L’impact du féminisme sur les institutions artistiques a ainsi conduit à une remise en question profonde des pratiques de collection, d’exposition et d’interprétation de l’art. Ce processus, toujours en cours, vise à créer un monde de l’art plus équitable et représentatif de la diversité des expériences et des perspectives artistiques.
En conclusion, le mouvement féministe a profondément transformé le paysage artistique du XXe siècle, remettant en question les normes établies et ouvrant de nouvelles voies d’expression. Des suffragettes aux artistes numériques contemporaines, en passant par les avant-gardes des années 1960-1970, les femmes artistes ont redéfini les contours de la création, explorant des thématiques, des techniques et des médiums novateurs.
L’art féministe a non seulement permis de donner une visibilité aux expériences et aux perspectives des femmes, mais a également contribué à une remise en question plus large des structures de pouvoir dans le monde de l’art et dans la société. En déconstruisant les stéréotypes de genre, en explorant les intersections entre différentes formes d’oppression et en investissant les nouveaux espaces offerts par la technologie, les artistes féministes ont ouvert la voie à une compréhension plus riche et plus inclusive de l’art et de l’identité.

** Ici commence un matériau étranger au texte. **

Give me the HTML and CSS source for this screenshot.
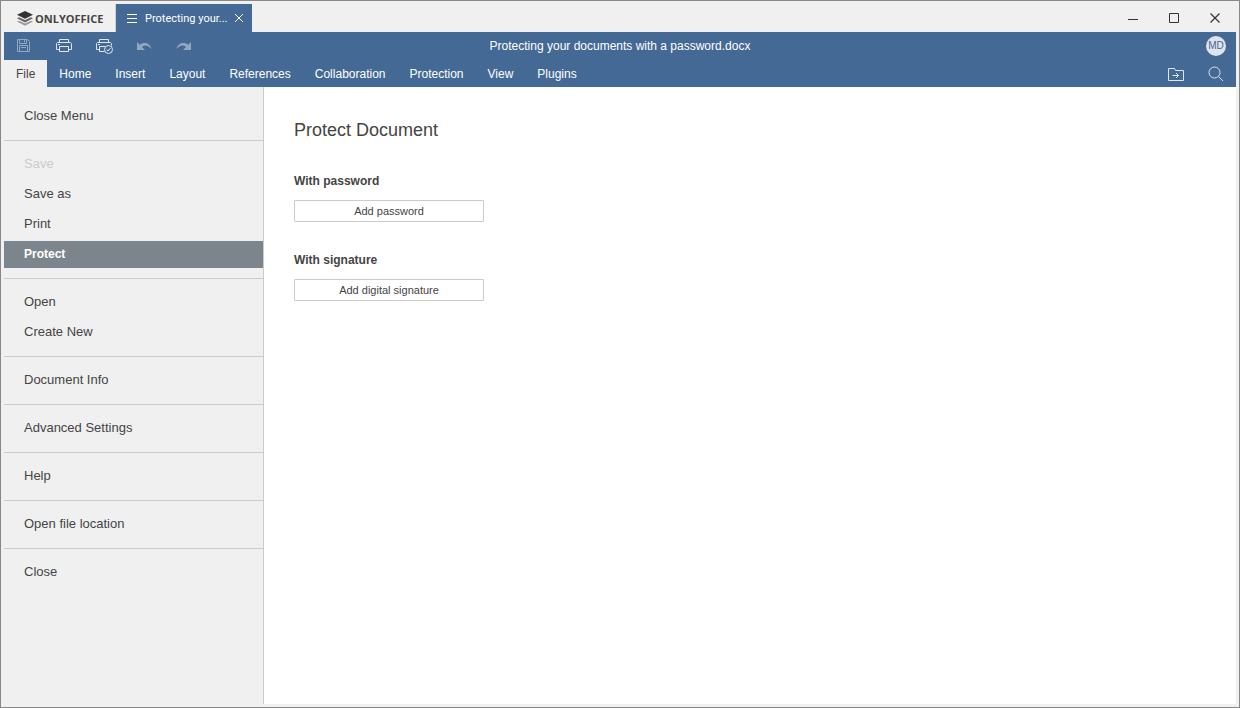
FILE: index.html
```html
<!DOCTYPE html>
<html lang="en">
<head>
  <meta charset="UTF-8">
  <meta name="viewport" content="width=device-width, initial-scale=1.0">
  <title>Protecting your documents with a password.docx</title>
  <link rel="stylesheet" href="styles.css">
</head>
<body>
  <div class="window">
    <header class="titlebar">
      <a class="brand" href="#">
        <svg class="brand-logo" width="16" height="15" viewBox="0 0 16 15">
          <path fill="#999" d="M0 10.600l2-.9 6 2.700 6-2.700 2 .9L8 14.800z"/>
          <path fill="#666" d="M0 7.200l2-.9 6 2.700 6-2.700 2 .9-8 4.200z"/>
          <path fill="#333" d="M8 0l8 3.800-8 3.900-8-3.900z"/>
        </svg>
        ONLYOFFICE
      </a>
      <div class="doc-tab">
        <svg width="10" height="9" viewBox="0 0 10 9"><path stroke="#fff" d="M0 .5h10M0 4.5h10M0 8.5h10"/></svg>
        <span class="doc-tab-name">Protecting your...</span>
        <button class="doc-tab-close" aria-label="Close tab">
          <svg width="8" height="8" viewBox="0 0 8 8"><path stroke="#fff" d="M0 0l8 8M8 0L0 8"/></svg>
        </button>
      </div>
      <div class="window-buttons">
        <button aria-label="Minimize"><svg width="10" height="10" viewBox="0 0 10 10"><path stroke="#333" d="M0 6.5h10"/></svg></button>
        <button aria-label="Maximize"><svg width="10" height="10" viewBox="0 0 10 10"><path fill="none" stroke="#333" d="M.5.5h9v9h-9z"/></svg></button>
        <button aria-label="Close"><svg width="10" height="10" viewBox="0 0 10 10"><path stroke="#333" stroke-width="1.2" d="M.5.5l9 9M9.500.5l-9 9"/></svg></button>
      </div>
    </header>

    <div class="toolbar">
      <div class="quick-actions">
        <button aria-label="Save" disabled>
          <svg width="20" height="20" viewBox="0 0 20 20"><path d="M3.500 3.500h10l2 2v10h-12zM5.500 3.500v4h7v-4M10.500 4v2.500M5.500 15.500v-6h8v6M7 11.500h5"/></svg>
        </button>
        <button aria-label="Print">
          <svg width="20" height="20" viewBox="0 0 20 20"><path d="M5.500 6.500v-3h9v3M5.500 13.500h-3v-6l1-1h13l1 1v6h-3M5.500 10.500h9v5h-9zM4 8.500h2"/></svg>
        </button>
        <button aria-label="Quick print">
          <svg width="20" height="20" viewBox="0 0 20 20"><path d="M5.500 6.500v-3h9v3M5.500 13.500h-3v-6l1-1h13l1 1v2M11 10.500H5.500v5h5M4 8.500h2"/><circle cx="14.500" cy="13.500" r="4"/><path d="M12.500 13.500l1.500 1.500 2.500-3"/></svg>
        </button>
        <button aria-label="Undo" disabled>
          <svg width="20" height="20" viewBox="0 0 20 20"><path class="solid" d="M3 6v8h8l-3-3C10.500 8.700 14 9 17.500 13 16 7 10 5.500 5.800 8.800z"/></svg>
        </button>
        <button aria-label="Redo" disabled>
          <svg width="20" height="20" viewBox="0 0 20 20"><path class="solid" d="M17 6v8H9l3-3C9.500 8.700 6 9 2.500 13 4 7 10 5.500 14.200 8.800z"/></svg>
        </button>
      </div>
      <div class="doc-title">Protecting your documents with a password.docx</div>
      <div class="user"><span class="avatar">MD</span></div>
    </div>

    <nav class="ribbon">
      <a class="active" href="#file">File</a>
      <a href="#home">Home</a>
      <a href="#insert">Insert</a>
      <a href="#layout">Layout</a>
      <a href="#references">References</a>
      <a href="#collaboration">Collaboration</a>
      <a href="#protection">Protection</a>
      <a href="#view">View</a>
      <a href="#plugins">Plugins</a>
      <div class="ribbon-actions">
        <button aria-label="Open file location">
          <svg width="20" height="20" viewBox="0 0 20 20"><path d="M2.500 4.500h6l1 2h8v10h-15zM6.500 11.500h6M10 9l2.500 2.500L10 14"/></svg>
        </button>
        <button aria-label="Search">
          <svg width="20" height="20" viewBox="0 0 20 20"><circle cx="8.500" cy="8.500" r="5.500"/><path d="M12.500 12.500l4.500 4.500"/></svg>
        </button>
      </div>
    </nav>

    <div class="workspace">
      <aside class="file-menu">
        <div class="group">
          <button>Close Menu</button>
        </div>
        <div class="group">
          <button disabled>Save</button>
          <button>Save as</button>
          <button>Print</button>
          <button class="active">Protect</button>
        </div>
        <div class="group">
          <button>Open</button>
          <button>Create New</button>
        </div>
        <div class="group">
          <button>Document Info</button>
        </div>
        <div class="group">
          <button>Advanced Settings</button>
        </div>
        <div class="group">
          <button>Help</button>
        </div>
        <div class="group">
          <button>Open file location</button>
        </div>
        <div class="group">
          <button>Close</button>
        </div>
      </aside>
      <main class="panel">
        <h1>Protect Document</h1>
        <section>
          <h2>With password</h2>
          <button class="btn">Add password</button>
        </section>
        <section>
          <h2>With signature</h2>
          <button class="btn">Add digital signature</button>
        </section>
      </main>
    </div>
  </div>
</body>
</html>
```
FILE: styles.css
```css
* {
  box-sizing: border-box;
}
body {
  margin: 0;
  font-family: "Liberation Sans", Arial, sans-serif;
  font-size: 12px;
  color: #444444;
}
button {
  margin: 0;
  padding: 0;
  border: none;
  background: none;
  font-family: inherit;
  color: inherit;
}
a {
  color: inherit;
  text-decoration: none;
}
svg {
  display: block;
}
.window {
  display: flex;
  flex-direction: column;
  min-height: 100vh;
  padding: 3px;
  border: 1px solid #888888;
  background-color: #f0f0f0;
}

/* title bar */
.titlebar {
  display: flex;
  height: 28px;
}
.brand {
  display: flex;
  align-items: center;
  gap: 2px;
  width: 112px;
  padding-left: 13px;
  border-right: 1px solid #d0d0d0;
  font-family: "Open Sans", sans-serif;
  font-size: 11px;
  font-weight: bold;
}
.doc-tab {
  display: flex;
  align-items: center;
  width: 136px;
  padding: 0 9px 0 11px;
  background-color: #446995;
  color: #ffffff;
  font-family: Roboto, sans-serif;
  font-size: 11px;
}
.doc-tab-name {
  flex: 1;
  margin-left: 8px;
  white-space: nowrap;
}
.window-buttons {
  display: flex;
  align-items: center;
  gap: 31px;
  margin-left: auto;
  padding-right: 16px;
}

/* toolbar */
.toolbar {
  display: grid;
  grid-template-columns: 1fr auto 1fr;
  align-items: center;
  height: 28px;
  background-color: #446995;
  color: #ffffff;
}
.quick-actions {
  display: flex;
  gap: 20px;
  padding-left: 10px;
}
.quick-actions svg,
.ribbon-actions svg {
  fill: none;
  stroke: #dfe6ee;
}
.quick-actions button:disabled {
  opacity: 0.5;
}
.quick-actions .solid {
  fill: #dfe6ee;
  stroke: none;
}
.user {
  display: flex;
  justify-content: flex-end;
  padding-right: 10px;
}
.avatar {
  width: 20px;
  height: 20px;
  border-radius: 50%;
  background-color: #dfe4ec;
  color: #446995;
  font-size: 10px;
  line-height: 20px;
  text-align: center;
}

/* ribbon tabs */
.ribbon {
  display: flex;
  height: 27px;
  background-color: #446995;
  color: #ffffff;
  line-height: 28px;
}
.ribbon a {
  padding: 0 12px;
}
.ribbon a.active {
  background-color: #f0f0f0;
  color: #444444;
}
.ribbon-actions {
  display: flex;
  align-items: center;
  gap: 20px;
  margin-left: auto;
  padding-right: 10px;
}

/* file menu */
.workspace {
  display: flex;
  flex: 1;
}
.file-menu {
  width: 260px;
  padding-top: 6px;
  border-right: 1px solid #cbcbcb;
}
.group {
  display: flex;
  flex-direction: column;
  gap: 3px;
  padding: 10px 0;
}
.group + .group {
  border-top: 1px solid #cbcbcb;
}
.group button {
  height: 27px;
  padding: 0 20px 2px;
  font-size: 13px;
  text-align: left;
}
.group button:disabled {
  color: #cccccc;
}
.group button.active {
  background-color: #7d858c;
  color: #ffffff;
  font-size: 12px;
  font-weight: bold;
}

/* protect panel */
.panel {
  flex: 1;
  padding: 32px 30px;
  background-color: #ffffff;
}
.panel h1 {
  margin: 0 0 32px;
  font-size: 18px;
  font-weight: normal;
  line-height: 22px;
}
.panel section {
  margin-bottom: 30px;
}
.panel h2 {
  margin: 0 0 11px;
  font-size: 12px;
  line-height: 16px;
}
.btn {
  width: 190px;
  height: 22px;
  border: 1px solid #cbcbcb;
  border-radius: 1px;
  background-color: #ffffff;
  font-size: 11px;
}
```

Alors que nous entrons dans le XXIe siècle, l’héritage de ces pionnières continue d’inspirer de nouvelles générations d’artistes qui poursuivent le travail de déconstruction, de réinvention et d’émancipation. L’art féministe, loin d’être un mouvement du passé, reste une force vitale et dynamique, continuant à repousser les frontières de la création et à questionner notre compréhension du monde.